Three-Time Heavyweight Champion Boxing Legend Muhammad Ali Dies At Age 74

By  //  June 4, 2016

1942-2016

ABOVE VIDEO: Muhammad Ali, the three-time heavyweight champion boxer whose electrifying prowess in the ring and controversial outspokenness outside of it made him one of the world’s most recognizable personalities of the 20th Century, died after a battle with a respiratory illness. (FOX NEWS Video)

(FOX NEWS) – Muhammad Ali, the three-time heavyweight champion boxer whose electrifying prowess in the ring and controversial outspokenness outside of it made him one of the world’s most recognizable personalities of the 20th Century, died after a battle with a respiratory illness. He was 74.

Ali, who was diagnosed with Parkinson’s syndrome in 1984, died at a Phoenix hospital.

At the time fighting under his birth name, Cassius Clay first gained worldwide notice at the 1960 Olympic Games in Rome, where he won gold as a heavyweight. He more fully burst onto the public scene in 1964, when as a 7-1 underdog he fought and defeated Sonny Liston for the professional heavyweight championship. Loudly and frequently vowing to “float like a butterfly and sting like a bee,”

Ali knocked out Liston in seven rounds, becoming, at the time, the youngest champion in history, at the age of 22.

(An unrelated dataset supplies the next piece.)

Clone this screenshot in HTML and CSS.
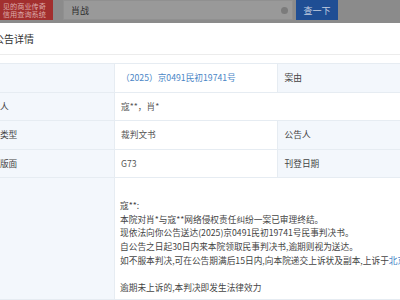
FILE: index.html
```html
<!DOCTYPE html>
<html lang="zh-CN">
<head>
  <meta charset="UTF-8">
  <title>公告详情</title>
  <link rel="stylesheet" href="styles.css">
</head>
<body>
    <!-- 顶部搜索栏 (遮罩下) -->
    <div class="topbar">
        <div class="brand">
            <span>见的商业传奇</span>
            <span>信用查询系统</span>
        </div>
        <div class="search">
            <span class="keyword">肖战</span>
            <span class="clear"></span>
        </div>
        <button class="search-btn">查一下</button>
    </div>

    <!-- 公告详情弹窗 -->
    <div class="modal">
        <div class="modal-head">公告详情</div>
        <div class="detail">
            <div class="cell label">案号</div>
            <div class="cell value link">（2025）京0491民初19741号</div>
            <div class="cell label">案由</div>
            <div class="cell value"></div>

            <div class="cell label">当事人</div>
            <div class="cell value wide">寇**，肖*</div>

            <div class="cell label">公告类型</div>
            <div class="cell value">裁判文书</div>
            <div class="cell label">公告人</div>
            <div class="cell value"></div>

            <div class="cell label">刊登版面</div>
            <div class="cell value">G73</div>
            <div class="cell label">刊登日期</div>
            <div class="cell value"></div>

            <div class="cell label"></div>
            <div class="cell content wide">
                <p>寇**:</p>
                <p>本院对肖*与寇**网络侵权责任纠纷一案已审理终结。</p>
                <p>现依法向你公告送达(2025)京0491民初19741号民事判决书。</p>
                <p>自公告之日起30日内来本院领取民事判决书,逾期则视为送达。</p>
                <p>如不服本判决,可在公告期满后15日内,向本院递交上诉状及副本,上诉于<span class="court">北京市第四中级人民法院</span>。</p>
                <p class="blank"></p>
                <p>逾期未上诉的,本判决即发生法律效力</p>
            </div>
        </div>
    </div>
</body>
</html>
```

FILE: styles.css
```css
body {
  margin: 0;
  width: 400px;
  height: 300px;
  overflow: hidden;
  background-color: #8b8b8b;
  font-family: "Noto Sans CJK SC", "Noto Sans", sans-serif;
  color: #444;
}

/* 顶部搜索栏 */
.topbar {
  display: flex;
  height: 20px;
  margin-bottom: 3px;
}

.brand {
  width: 53px;
  flex-shrink: 0;
  background-color: #a22f2e;
  color: #dcaaa9;
  font-size: 7.2px;
  line-height: 8.5px;
  display: flex;
  flex-direction: column;
  justify-content: center;
  align-items: flex-end;
  padding-right: 7px;
  box-sizing: border-box;
  white-space: nowrap;
  overflow: hidden;
}

.search {
  width: 230px;
  margin-left: 10px;
  background-color: #999999;
  border: 1px solid #909090;
  box-sizing: border-box;
  display: flex;
  align-items: center;
  justify-content: space-between;
  padding: 0 4px 0 7px;
}

.keyword {
  font-size: 9px;
  color: #2e2e2e;
}

.clear {
  width: 7px;
  height: 7px;
  border-radius: 50%;
  background-color: #7b7b7b;
}

.search-btn {
  width: 42px;
  margin-left: 3px;
  border: none;
  padding: 0;
  background-color: #1f4e94;
  color: #c5d0e2;
  font-family: inherit;
  font-size: 9px;
}

/* 弹窗 */
.modal {
  width: 520px;
  margin-left: -45px;
  height: 277px;
  background-color: #fff;
}

.modal-head {
  height: 31px;
  line-height: 31px;
  padding-left: 39px;
  font-size: 10px;
  color: #333;
  border-bottom: 1px solid #ececec;
}

.detail {
  margin: 8px 20px 0;
  display: grid;
  grid-template-columns: 138px 162px 124px 1fr;
  grid-template-rows: repeat(4, 27.5px) auto;
  gap: 1px;
  background-color: #e6ecf2;
  border: 1px solid #e6ecf2;
  font-size: 8.7px;
}

.cell {
  display: flex;
  align-items: center;
  padding: 0 6px;
  background-color: #fff;
  white-space: nowrap;
}

.label {
  background-color: #f3f7fc;
  color: #444;
  padding-left: 6.5px;
}

.value {
  color: #555;
}

.link {
  color: #4a86c6;
}

.wide {
  grid-column: span 3;
}

/* 公告正文 */
.content {
  display: block;
  padding: 21px 5px 4px;
  line-height: 13.7px;
  color: #444;
  overflow: hidden;
}

.content p {
  margin: 0;
  height: 13.7px;
}

.court {
  color: #4a86c6;
}
```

It was before the Liston fight that Ali made his famous “I Am the Greatest” speech, a phrase he repeated – and others chanted along with him – countless times in the ensuing years, as he racked up famous quotes, quips and occasional diatribes as easily as he did knockouts. While boxing made him famous, it was that unparalleled showmanship and activism outside the ring that cemented his status as the most recognized person in the world.